◆ **Exercise directions**
Make an exact copy of the data below, leaving out every picture.
---
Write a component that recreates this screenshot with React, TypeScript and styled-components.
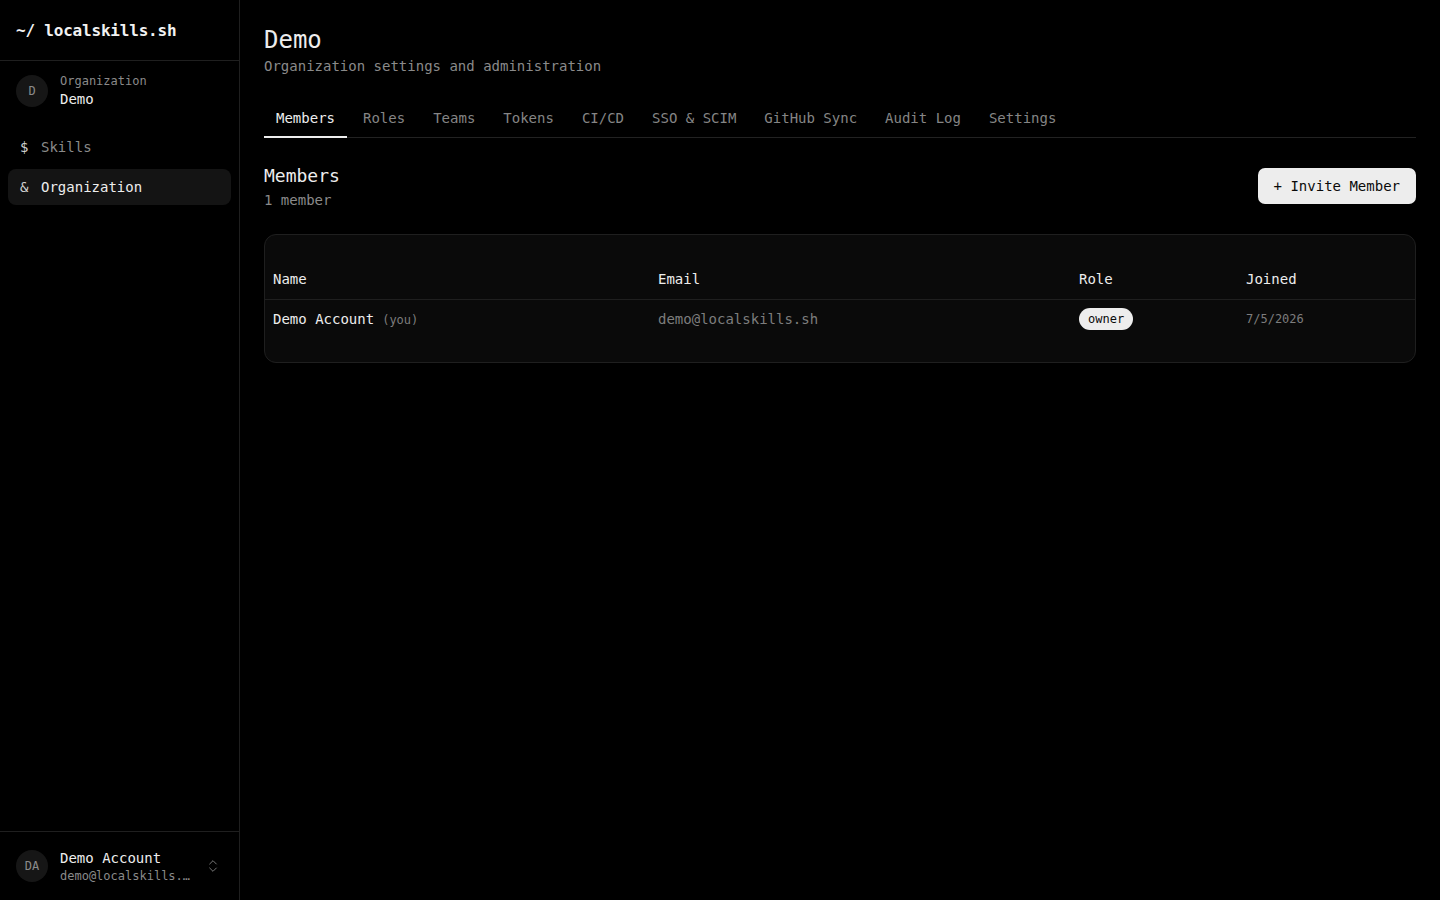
import React from "react";
import styled, { createGlobalStyle } from "styled-components";
import { ChevronsUpDown } from "lucide-react";

const Global = createGlobalStyle`
  html, body { margin: 0; padding: 0; background: #000; }
  body { font-family: "DejaVu Sans Mono", "Liberation Mono", monospace; color: #ededed; }
  * { box-sizing: border-box; }
`;

const Shell = styled.div`
  display: flex;
  width: 100%;
  height: 900px;
  background: #000;
`;

const Sidebar = styled.aside`
  width: 240px;
  flex: none;
  display: flex;
  flex-direction: column;
  border-right: 1px solid #1f1f1f;
`;

const Brand = styled.div`
  height: 61px;
  display: flex;
  align-items: center;
  padding: 0 16px;
  border-bottom: 1px solid #1f1f1f;
  font-size: 16px;
  font-weight: 700;
  color: #f2f2f2;
  letter-spacing: -0.2px;
`;

const OrgSwitch = styled.div`
  display: flex;
  align-items: center;
  gap: 12px;
  padding: 12px 16px;
`;

const Avatar = styled.div`
  width: 32px;
  height: 32px;
  border-radius: 50%;
  background: #161616;
  color: #8a8a8a;
  font-size: 12px;
  display: flex;
  align-items: center;
  justify-content: center;
  flex: none;
`;

const Stack = styled.div`
  display: flex;
  flex-direction: column;
  min-width: 0;
  flex: 1;
`;

const Caption = styled.span`
  font-size: 12px;
  line-height: 16px;
  color: #8a8a8a;
  white-space: nowrap;
  overflow: hidden;
  text-overflow: ellipsis;
`;

const Strong = styled.span`
  font-size: 14px;
  line-height: 20px;
  color: #ededed;
  font-weight: 500;
`;

const Nav = styled.nav`
  display: flex;
  flex-direction: column;
  gap: 4px;
  padding: 8px 8px;
  flex: 1;
`;

const NavItem = styled.div<{ $active?: boolean }>`
  height: 36px;
  display: flex;
  align-items: center;
  padding: 0 12px;
  border-radius: 8px;
  font-size: 14px;
  background: ${(p) => (p.$active ? "#141414" : "transparent")};
  color: ${(p) => (p.$active ? "#ededed" : "#8a8a8a")};
`;

const NavIcon = styled.span`
  width: 21px;
  color: #d0d0d0;
`;

const UserBar = styled.div`
  height: 69px;
  border-top: 1px solid #1f1f1f;
  display: flex;
  align-items: center;
  gap: 12px;
  padding: 0 18px 0 16px;
`;

const Chevron = styled.span`
  color: #777;
  display: flex;
`;

const Main = styled.main`
  flex: 1;
  padding: 24px 24px;
  min-width: 0;
`;

const Title = styled.h1`
  margin: 0;
  font-size: 24px;
  line-height: 32px;
  font-weight: 500;
  color: #ededed;
`;

const Subtitle = styled.p`
  margin: 0;
  font-size: 14px;
  line-height: 20px;
  color: #8a8a8a;
`;

const Tabs = styled.div`
  margin-top: 24px;
  display: flex;
  gap: 4px;
  border-bottom: 1px solid #222;
  height: 38px;
`;

const Tab = styled.div<{ $active?: boolean }>`
  padding: 8px 12px;
  font-size: 14px;
  line-height: 20px;
  height: 38px;
  color: ${(p) => (p.$active ? "#ededed" : "#858585")};
  border-bottom: 2px solid ${(p) => (p.$active ? "#ededed" : "transparent")};
  margin-bottom: -1px;
`;

const SectionHead = styled.div`
  margin-top: 24px;
  display: flex;
  align-items: center;
  justify-content: space-between;
`;

const SectionTitle = styled.h2`
  margin: 0;
  font-size: 18px;
  line-height: 28px;
  font-weight: 500;
  color: #ededed;
`;

const Button = styled.button`
  height: 36px;
  padding: 0 16px;
  border: none;
  border-radius: 7px;
  background: #ededed;
  color: #0a0a0a;
  font-family: inherit;
  font-size: 14px;
  font-weight: 500;
`;

const Card = styled.div`
  margin-top: 24px;
  border: 1px solid #1f1f1f;
  border-radius: 12px;
  background: #0a0a0a;
  padding: 24px 0;
`;

const Table = styled.table`
  width: 100%;
  border-collapse: collapse;
  table-layout: fixed;
`;

const Th = styled.th<{ $w: number }>`
  width: ${(p) => p.$w}px;
  height: 40px;
  padding: 0 8px;
  text-align: left;
  font-size: 14px;
  font-weight: 500;
  color: #ededed;
  border-bottom: 1px solid #1f1f1f;
`;

const Td = styled.td<{ $muted?: boolean; $small?: boolean }>`
  padding: 8px 8px;
  height: 38px;
  font-size: ${(p) => (p.$small ? "12px" : "14px")};
  color: ${(p) => (p.$muted ? "#7d7d7d" : "#ededed")};
  white-space: nowrap;
`;

const You = styled.span`
  font-size: 12px;
  color: #7d7d7d;
  margin-left: 8px;
`;

const Badge = styled.span`
  display: inline-flex;
  align-items: center;
  height: 22px;
  padding: 0 9px;
  border-radius: 999px;
  background: #ededed;
  color: #0a0a0a;
  font-size: 12px;
  font-weight: 500;
`;

const tabs = ["Members", "Roles", "Teams", "Tokens", "CI/CD", "SSO & SCIM", "GitHub Sync", "Audit Log", "Settings"];

export default function App() {
  return (
    <>
      <Global />
      <Shell>
        <Sidebar>
          <Brand>~/ localskills.sh</Brand>
          <OrgSwitch>
            <Avatar>D</Avatar>
            <Stack>
              <Caption>Organization</Caption>
              <Strong>Demo</Strong>
            </Stack>
          </OrgSwitch>
          <Nav>
            <NavItem>
              <NavIcon>$</NavIcon>Skills
            </NavItem>
            <NavItem $active>
              <NavIcon>&amp;</NavIcon>Organization
            </NavItem>
          </Nav>
          <UserBar>
            <Avatar>DA</Avatar>
            <Stack>
              <Strong>Demo Account</Strong>
              <Caption>demo@localskills.sh</Caption>
            </Stack>
            <Chevron>
              <ChevronsUpDown size={16} strokeWidth={1.5} />
            </Chevron>
          </UserBar>
        </Sidebar>
        <Main>
          <Title>Demo</Title>
          <Subtitle>Organization settings and administration</Subtitle>
          <Tabs>
            {tabs.map((t, i) => (
              <Tab key={t} $active={i === 0}>
                {t}
              </Tab>
            ))}
          </Tabs>
          <SectionHead>
            <div>
              <SectionTitle>Members</SectionTitle>
              <Subtitle>1 member</Subtitle>
            </div>
            <Button>+ Invite Member</Button>
          </SectionHead>
          <Card>
            <Table>
              <thead>
                <tr>
                  <Th $w={385}>Name</Th>
                  <Th $w={421}>Email</Th>
                  <Th $w={167}>Role</Th>
                  <Th $w={177}>Joined</Th>
                </tr>
              </thead>
              <tbody>
                <tr>
                  <Td>
                    Demo Account<You>(you)</You>
                  </Td>
                  <Td $muted>demo@localskills.sh</Td>
                  <Td>
                    <Badge>owner</Badge>
                  </Td>
                  <Td $muted $small>
                    7/5/2026
                  </Td>
                </tr>
              </tbody>
            </Table>
          </Card>
        </Main>
      </Shell>
    </>
  );
}
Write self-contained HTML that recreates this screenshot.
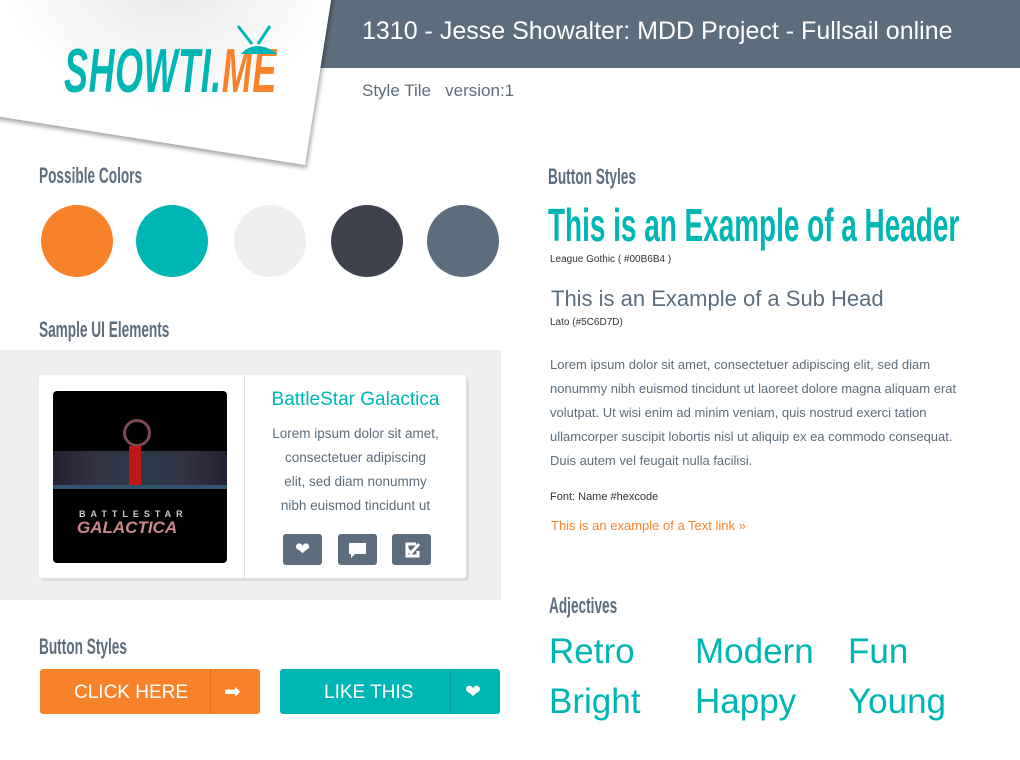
---
◆ **Solution to the problem**
Write a component that recreates this screenshot with React, TypeScript and styled-components.
import React from "react";
import styled, { createGlobalStyle } from "styled-components";
import { ChevronsUpDown } from "lucide-react";

const Global = createGlobalStyle`
  html, body { margin: 0; padding: 0; background: #000; }
  body { font-family: "DejaVu Sans Mono", "Liberation Mono", monospace; color: #ededed; }
  * { box-sizing: border-box; }
`;

const Shell = styled.div`
  display: flex;
  width: 100%;
  height: 900px;
  background: #000;
`;

const Sidebar = styled.aside`
  width: 240px;
  flex: none;
  display: flex;
  flex-direction: column;
  border-right: 1px solid #1f1f1f;
`;

const Brand = styled.div`
  height: 61px;
  display: flex;
  align-items: center;
  padding: 0 16px;
  border-bottom: 1px solid #1f1f1f;
  font-size: 16px;
  font-weight: 700;
  color: #f2f2f2;
  letter-spacing: -0.2px;
`;

const OrgSwitch = styled.div`
  display: flex;
  align-items: center;
  gap: 12px;
  padding: 12px 16px;
`;

const Avatar = styled.div`
  width: 32px;
  height: 32px;
  border-radius: 50%;
  background: #161616;
  color: #8a8a8a;
  font-size: 12px;
  display: flex;
  align-items: center;
  justify-content: center;
  flex: none;
`;

const Stack = styled.div`
  display: flex;
  flex-direction: column;
  min-width: 0;
  flex: 1;
`;

const Caption = styled.span`
  font-size: 12px;
  line-height: 16px;
  color: #8a8a8a;
  white-space: nowrap;
  overflow: hidden;
  text-overflow: ellipsis;
`;

const Strong = styled.span`
  font-size: 14px;
  line-height: 20px;
  color: #ededed;
  font-weight: 500;
`;

const Nav = styled.nav`
  display: flex;
  flex-direction: column;
  gap: 4px;
  padding: 8px 8px;
  flex: 1;
`;

const NavItem = styled.div<{ $active?: boolean }>`
  height: 36px;
  display: flex;
  align-items: center;
  padding: 0 12px;
  border-radius: 8px;
  font-size: 14px;
  background: ${(p) => (p.$active ? "#141414" : "transparent")};
  color: ${(p) => (p.$active ? "#ededed" : "#8a8a8a")};
`;

const NavIcon = styled.span`
  width: 21px;
  color: #d0d0d0;
`;

const UserBar = styled.div`
  height: 69px;
  border-top: 1px solid #1f1f1f;
  display: flex;
  align-items: center;
  gap: 12px;
  padding: 0 18px 0 16px;
`;

const Chevron = styled.span`
  color: #777;
  display: flex;
`;

const Main = styled.main`
  flex: 1;
  padding: 24px 24px;
  min-width: 0;
`;

const Title = styled.h1`
  margin: 0;
  font-size: 24px;
  line-height: 32px;
  font-weight: 500;
  color: #ededed;
`;

const Subtitle = styled.p`
  margin: 0;
  font-size: 14px;
  line-height: 20px;
  color: #8a8a8a;
`;

const Tabs = styled.div`
  margin-top: 24px;
  display: flex;
  gap: 4px;
  border-bottom: 1px solid #222;
  height: 38px;
`;

const Tab = styled.div<{ $active?: boolean }>`
  padding: 8px 12px;
  font-size: 14px;
  line-height: 20px;
  height: 38px;
  color: ${(p) => (p.$active ? "#ededed" : "#858585")};
  border-bottom: 2px solid ${(p) => (p.$active ? "#ededed" : "transparent")};
  margin-bottom: -1px;
`;

const SectionHead = styled.div`
  margin-top: 24px;
  display: flex;
  align-items: center;
  justify-content: space-between;
`;

const SectionTitle = styled.h2`
  margin: 0;
  font-size: 18px;
  line-height: 28px;
  font-weight: 500;
  color: #ededed;
`;

const Button = styled.button`
  height: 36px;
  padding: 0 16px;
  border: none;
  border-radius: 7px;
  background: #ededed;
  color: #0a0a0a;
  font-family: inherit;
  font-size: 14px;
  font-weight: 500;
`;

const Card = styled.div`
  margin-top: 24px;
  border: 1px solid #1f1f1f;
  border-radius: 12px;
  background: #0a0a0a;
  padding: 24px 0;
`;

const Table = styled.table`
  width: 100%;
  border-collapse: collapse;
  table-layout: fixed;
`;

const Th = styled.th<{ $w: number }>`
  width: ${(p) => p.$w}px;
  height: 40px;
  padding: 0 8px;
  text-align: left;
  font-size: 14px;
  font-weight: 500;
  color: #ededed;
  border-bottom: 1px solid #1f1f1f;
`;

const Td = styled.td<{ $muted?: boolean; $small?: boolean }>`
  padding: 8px 8px;
  height: 38px;
  font-size: ${(p) => (p.$small ? "12px" : "14px")};
  color: ${(p) => (p.$muted ? "#7d7d7d" : "#ededed")};
  white-space: nowrap;
`;

const You = styled.span`
  font-size: 12px;
  color: #7d7d7d;
  margin-left: 8px;
`;

const Badge = styled.span`
  display: inline-flex;
  align-items: center;
  height: 22px;
  padding: 0 9px;
  border-radius: 999px;
  background: #ededed;
  color: #0a0a0a;
  font-size: 12px;
  font-weight: 500;
`;

const tabs = ["Members", "Roles", "Teams", "Tokens", "CI/CD", "SSO & SCIM", "GitHub Sync", "Audit Log", "Settings"];

export default function App() {
  return (
    <>
      <Global />
      <Shell>
        <Sidebar>
          <Brand>~/ localskills.sh</Brand>
          <OrgSwitch>
            <Avatar>D</Avatar>
            <Stack>
              <Caption>Organization</Caption>
              <Strong>Demo</Strong>
            </Stack>
          </OrgSwitch>
          <Nav>
            <NavItem>
              <NavIcon>$</NavIcon>Skills
            </NavItem>
            <NavItem $active>
              <NavIcon>&amp;</NavIcon>Organization
            </NavItem>
          </Nav>
          <UserBar>
            <Avatar>DA</Avatar>
            <Stack>
              <Strong>Demo Account</Strong>
              <Caption>demo@localskills.sh</Caption>
            </Stack>
            <Chevron>
              <ChevronsUpDown size={16} strokeWidth={1.5} />
            </Chevron>
          </UserBar>
        </Sidebar>
        <Main>
          <Title>Demo</Title>
          <Subtitle>Organization settings and administration</Subtitle>
          <Tabs>
            {tabs.map((t, i) => (
              <Tab key={t} $active={i === 0}>
                {t}
              </Tab>
            ))}
          </Tabs>
          <SectionHead>
            <div>
              <SectionTitle>Members</SectionTitle>
              <Subtitle>1 member</Subtitle>
            </div>
            <Button>+ Invite Member</Button>
          </SectionHead>
          <Card>
            <Table>
              <thead>
                <tr>
                  <Th $w={385}>Name</Th>
                  <Th $w={421}>Email</Th>
                  <Th $w={167}>Role</Th>
                  <Th $w={177}>Joined</Th>
                </tr>
              </thead>
              <tbody>
                <tr>
                  <Td>
                    Demo Account<You>(you)</You>
                  </Td>
                  <Td $muted>demo@localskills.sh</Td>
                  <Td>
                    <Badge>owner</Badge>
                  </Td>
                  <Td $muted $small>
                    7/5/2026
                  </Td>
                </tr>
              </tbody>
            </Table>
          </Card>
        </Main>
      </Shell>
    </>
  );
}
Write self-contained HTML that recreates this screenshot.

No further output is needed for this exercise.